TASK DETAILS »
Quote the records in full and leave their pictures out.

[Interface markup and scripts]
+===+
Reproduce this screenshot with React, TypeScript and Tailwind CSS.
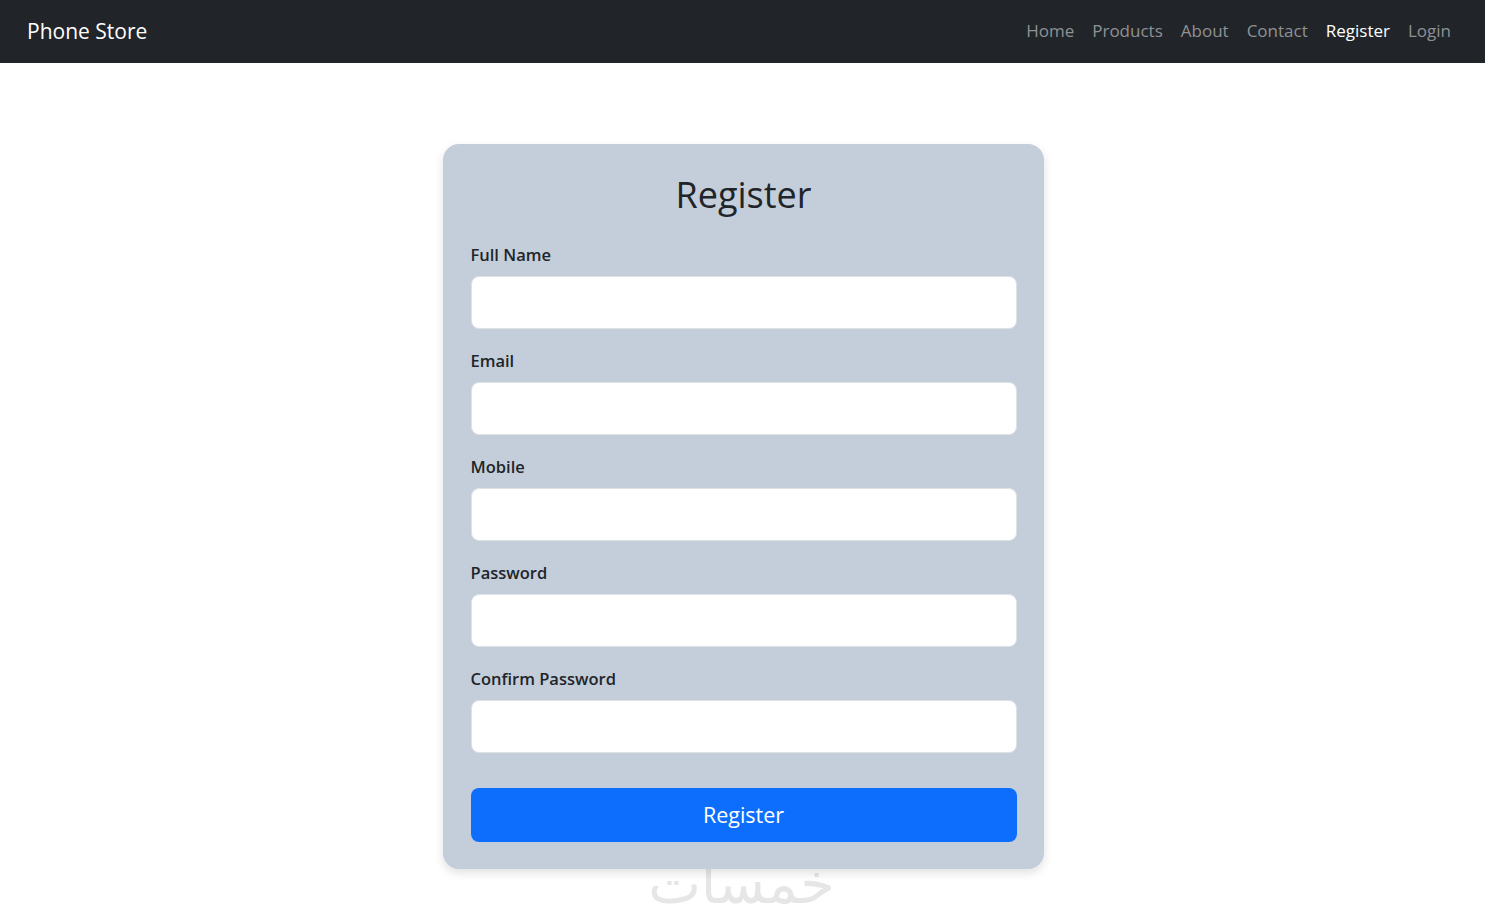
import React from "react";

const fields = ["Full Name", "Email", "Mobile", "Password", "Confirm Password"];

export default function App() {
  return (
    <div className="min-h-[920px] bg-white font-['Open_Sans',sans-serif] text-[#212529]">
      <nav className="h-[63px] bg-[#212529] flex items-center justify-between pl-[27px] pr-[25px]">
        <a className="text-white text-[21px]">Phone Store</a>
        <ul className="flex items-center text-[17px] -translate-y-[1px]">
          {["Home", "Products", "About", "Contact", "Register", "Login"].map((l) => (
            <li key={l}>
              <a
                className={
                  "px-[9px] " +
                  (l === "Register" ? "text-white" : "text-[#8f9194]")
                }
              >
                {l}
              </a>
            </li>
          ))}
        </ul>
      </nav>
      <main className="relative pt-[81px] pl-[1px]">
        <div className="relative z-10 mx-auto flex w-[601px] flex-col rounded-2xl bg-[#c4cedb] pl-[28px] pr-[27px] pt-[28px] pb-[27px] shadow-[0_4px_10px_rgba(0,0,0,0.12)]">
          <h2 className="text-center text-[36px] leading-[46px] font-medium mb-[24px]">Register</h2>
          {fields.map((f) => (
            <div key={f} className="mb-[19px]">
              <label className="block text-[16.5px] leading-[26px] font-semibold mb-[8px]">{f}</label>
              <input
                type={f.includes("Password") ? "password" : "text"}
                className="block w-[546px] h-[53px] rounded-lg border border-[#dee2e6] bg-white px-4 outline-none"
              />
            </div>
          ))}
          <button className="mt-[16px] block w-[546px] h-[54px] rounded-lg bg-[#0d6efd] text-white text-[21.5px]">
            Register
          </button>
        </div>
        <div className="absolute left-0 right-0 top-[793px] flex justify-center pointer-events-none">
          <span className="font-['DejaVu_Sans',sans-serif] text-[56px] leading-none text-[#e6e6e6] translate-x-[-1px]">خمسات</span>
        </div>
      </main>
    </div>
  );
}
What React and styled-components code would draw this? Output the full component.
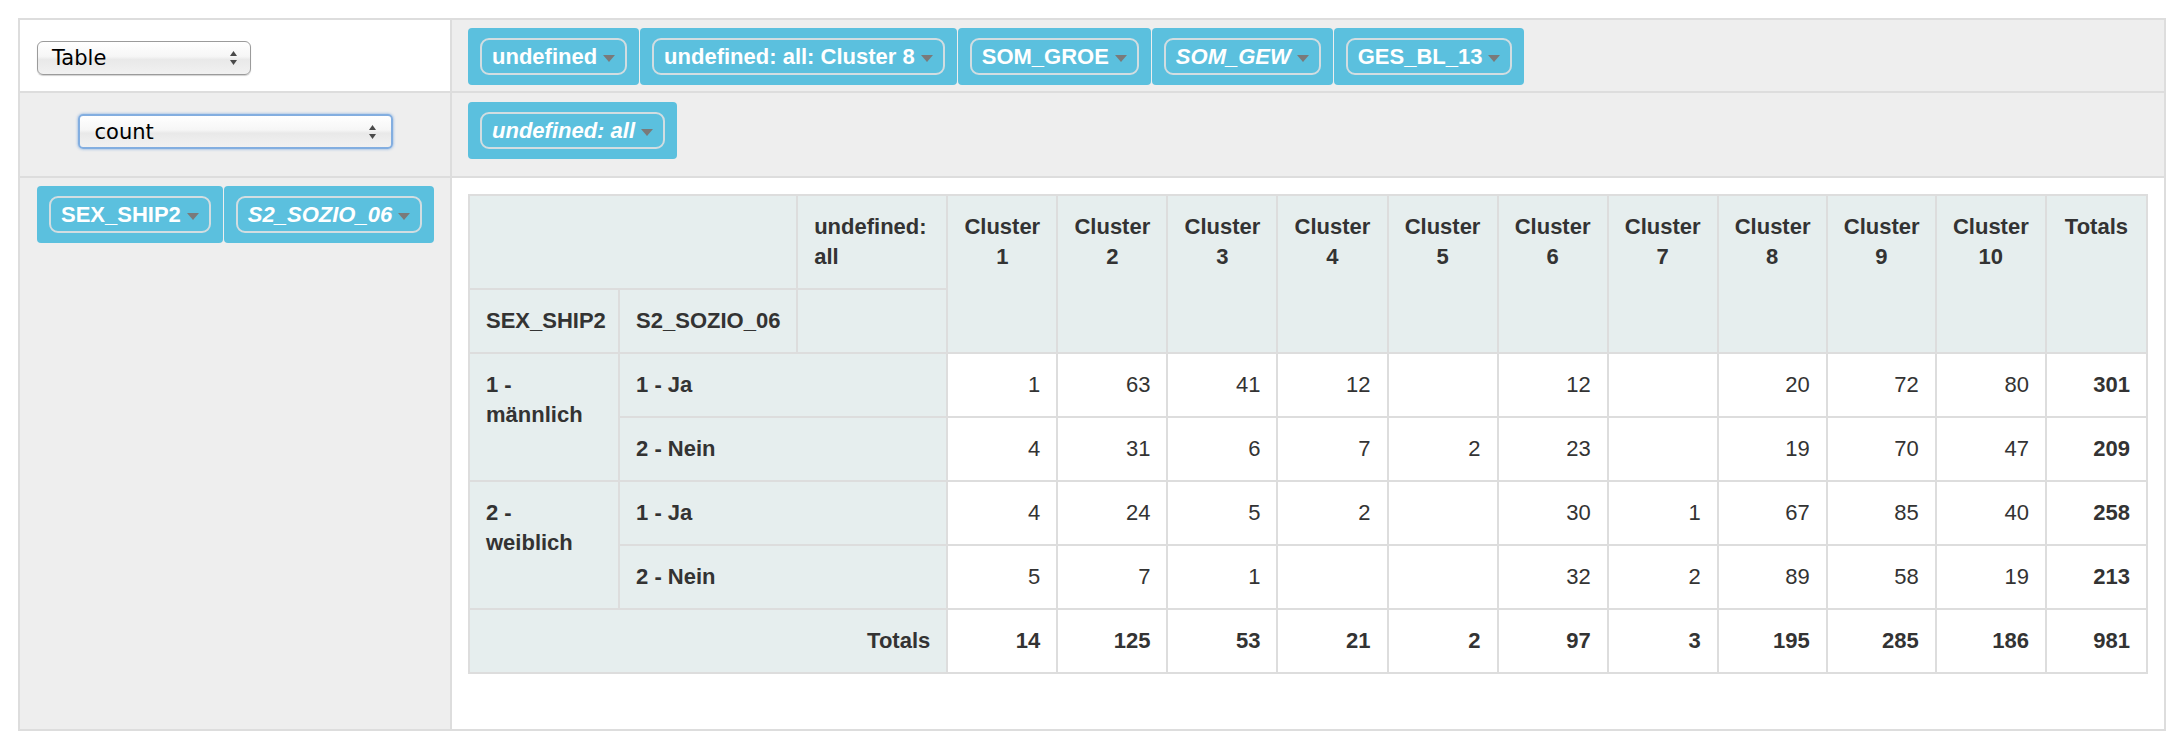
+===+
THE RESPONSE »
Reproduce this screenshot with React, TypeScript and Tailwind CSS.
import React from "react";

const fields = ["Full Name", "Email", "Mobile", "Password", "Confirm Password"];

export default function App() {
  return (
    <div className="min-h-[920px] bg-white font-['Open_Sans',sans-serif] text-[#212529]">
      <nav className="h-[63px] bg-[#212529] flex items-center justify-between pl-[27px] pr-[25px]">
        <a className="text-white text-[21px]">Phone Store</a>
        <ul className="flex items-center text-[17px] -translate-y-[1px]">
          {["Home", "Products", "About", "Contact", "Register", "Login"].map((l) => (
            <li key={l}>
              <a
                className={
                  "px-[9px] " +
                  (l === "Register" ? "text-white" : "text-[#8f9194]")
                }
              >
                {l}
              </a>
            </li>
          ))}
        </ul>
      </nav>
      <main className="relative pt-[81px] pl-[1px]">
        <div className="relative z-10 mx-auto flex w-[601px] flex-col rounded-2xl bg-[#c4cedb] pl-[28px] pr-[27px] pt-[28px] pb-[27px] shadow-[0_4px_10px_rgba(0,0,0,0.12)]">
          <h2 className="text-center text-[36px] leading-[46px] font-medium mb-[24px]">Register</h2>
          {fields.map((f) => (
            <div key={f} className="mb-[19px]">
              <label className="block text-[16.5px] leading-[26px] font-semibold mb-[8px]">{f}</label>
              <input
                type={f.includes("Password") ? "password" : "text"}
                className="block w-[546px] h-[53px] rounded-lg border border-[#dee2e6] bg-white px-4 outline-none"
              />
            </div>
          ))}
          <button className="mt-[16px] block w-[546px] h-[54px] rounded-lg bg-[#0d6efd] text-white text-[21.5px]">
            Register
          </button>
        </div>
        <div className="absolute left-0 right-0 top-[793px] flex justify-center pointer-events-none">
          <span className="font-['DejaVu_Sans',sans-serif] text-[56px] leading-none text-[#e6e6e6] translate-x-[-1px]">خمسات</span>
        </div>
      </main>
    </div>
  );
}
What React and styled-components code would draw this? Output the full component.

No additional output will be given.